VL definitely cannot be different for RA RB or RT, it is a global for-loop.
the closest we can get away with is (and for mv this needed new instructions)
allowing one src to be vec2/3/4 and the other to be vec1.

> RA=RB
> Just gather-add or gather-mul the elements together. Not twice.

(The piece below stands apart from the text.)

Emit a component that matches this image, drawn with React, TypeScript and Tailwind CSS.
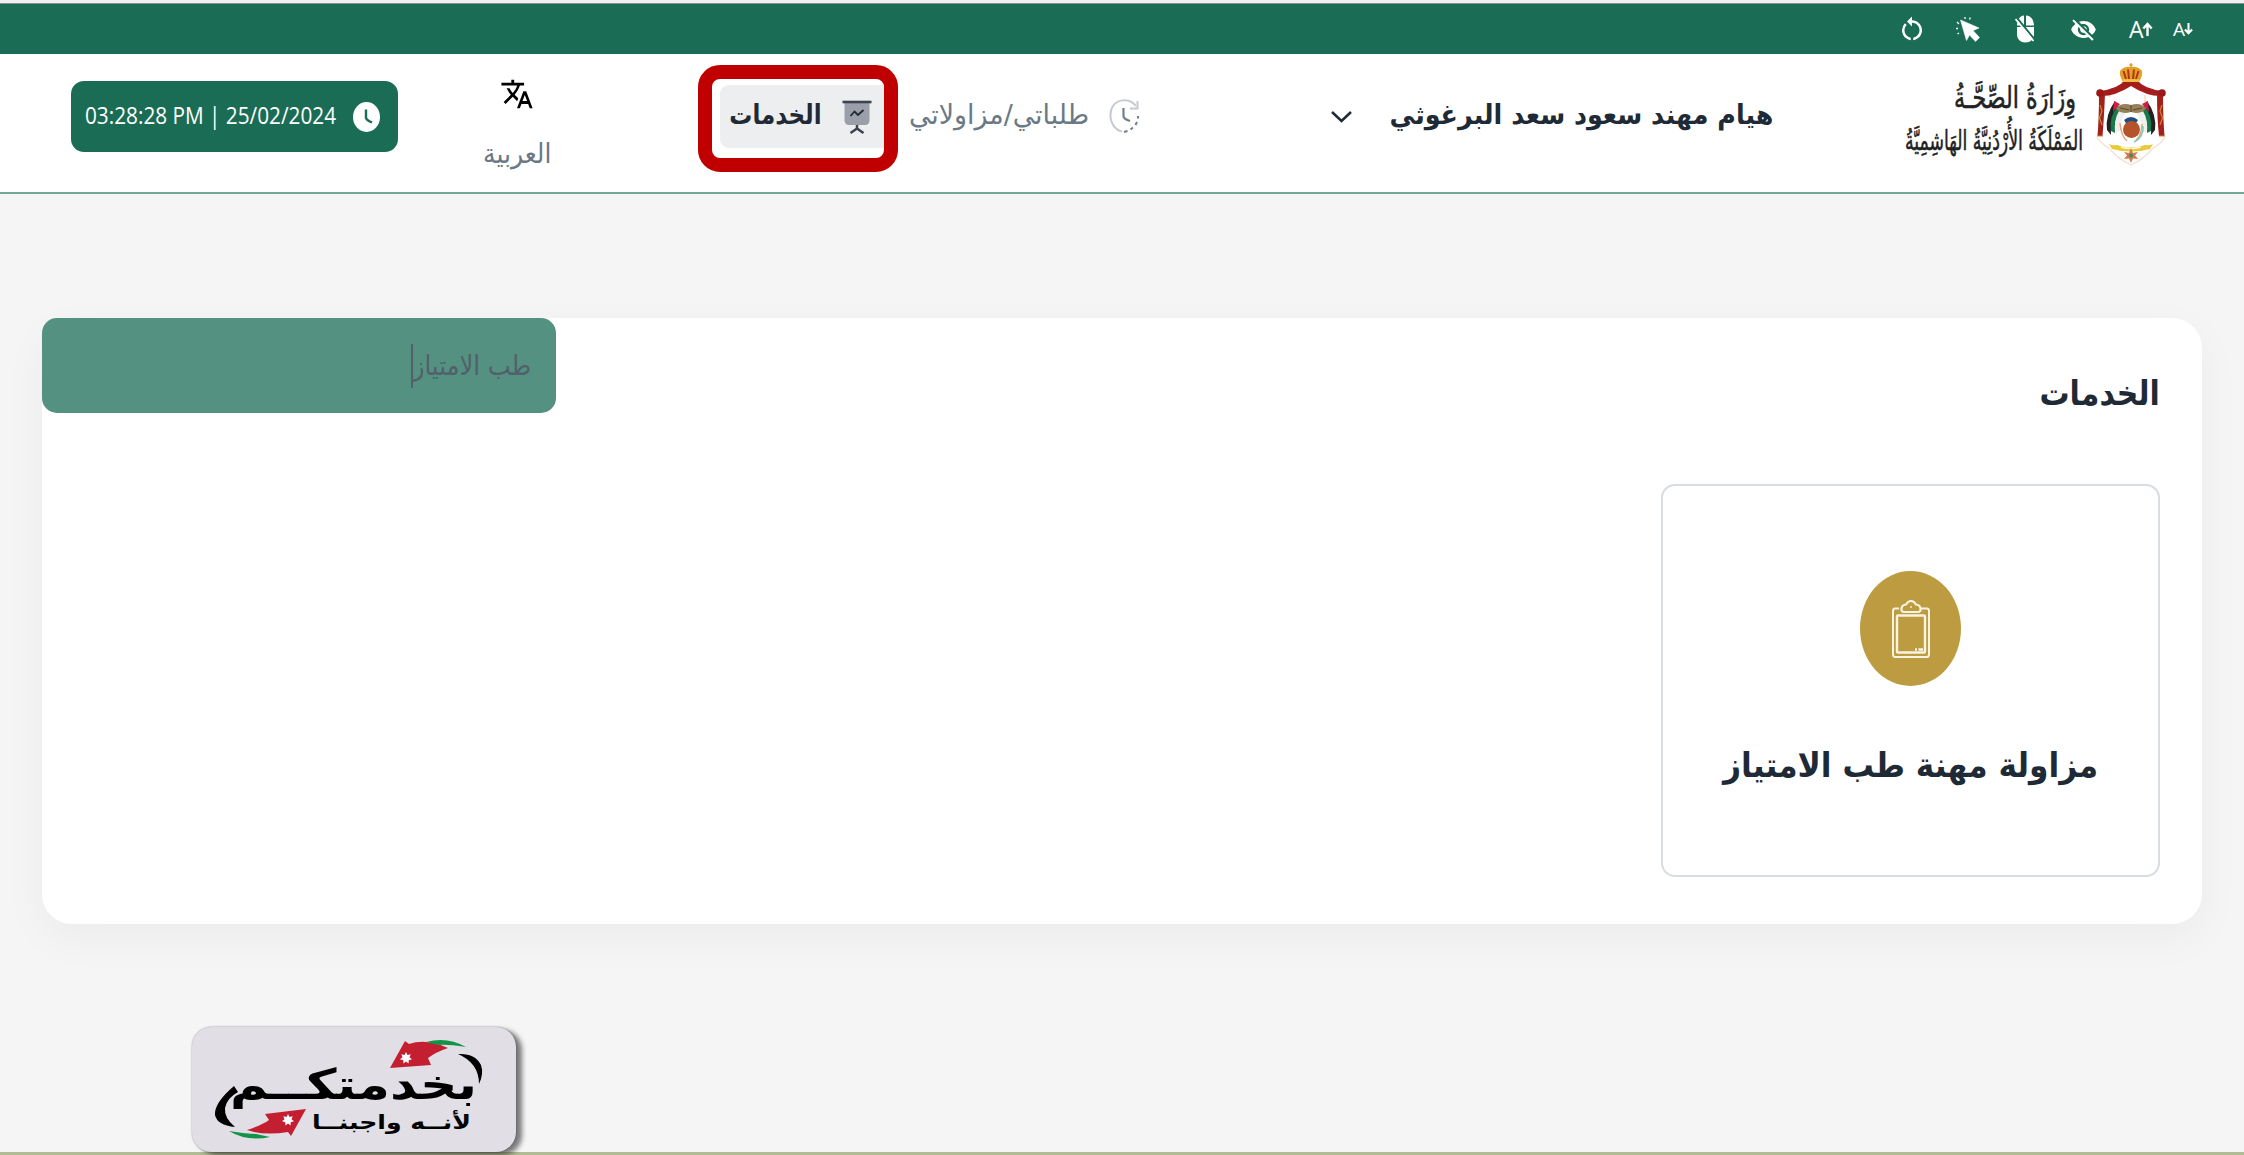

yehyeh.  res = RA[0]+RA[1]...RA[VL-1]

> RA!=RB
> RA is gathered, RB is added/muled on top as a single vec4, not an array of
> vec4s like RA. If too much trouble, then disallow RA!=RB.
>
> RT+0 = (RA+0 + RA+4 + RA+8 ... RA+(VL-1)) + RB+0
> RT+1 = (RA+1 + RA+5 + RA+9 ... RA+(VL-2)) + RB+1
> RT+2 = (RA+2 + RA+6 + RA+10 ... RA+(VL-3)) + RB+2
> RT+3 = (RA+3 + RA+7 + RA+11 ... RA+(VL-4)) + RB+3

mmm it would be easier just to split this into 2 separate adds.  the followup
involves RB.  although, because the result is now a scalar vec4, adding RB.vec4
to RT.vec4 would need an extra instruction to change VL.  however this is
probably needed anyway.

> > would this work?
> >
> >      for i in range(VL):
> >           iregs[RT+i] = 0
> >           for j in range(SUBVL):
> >               iregs[RT+i] += iregs[RA+i*SUBVL+j]
>
> Yes, looks like it'd result in near the same op as horz-add.

ok great.  it's a general purpose way to express that SIMD-horizontal-add
discussed earlier.  horiz-vec3 of course will be a pain but horiz-vec2 and vec4
should fit cleanly.

--
You are receiving this mail because:
You are on the CC list for the bug.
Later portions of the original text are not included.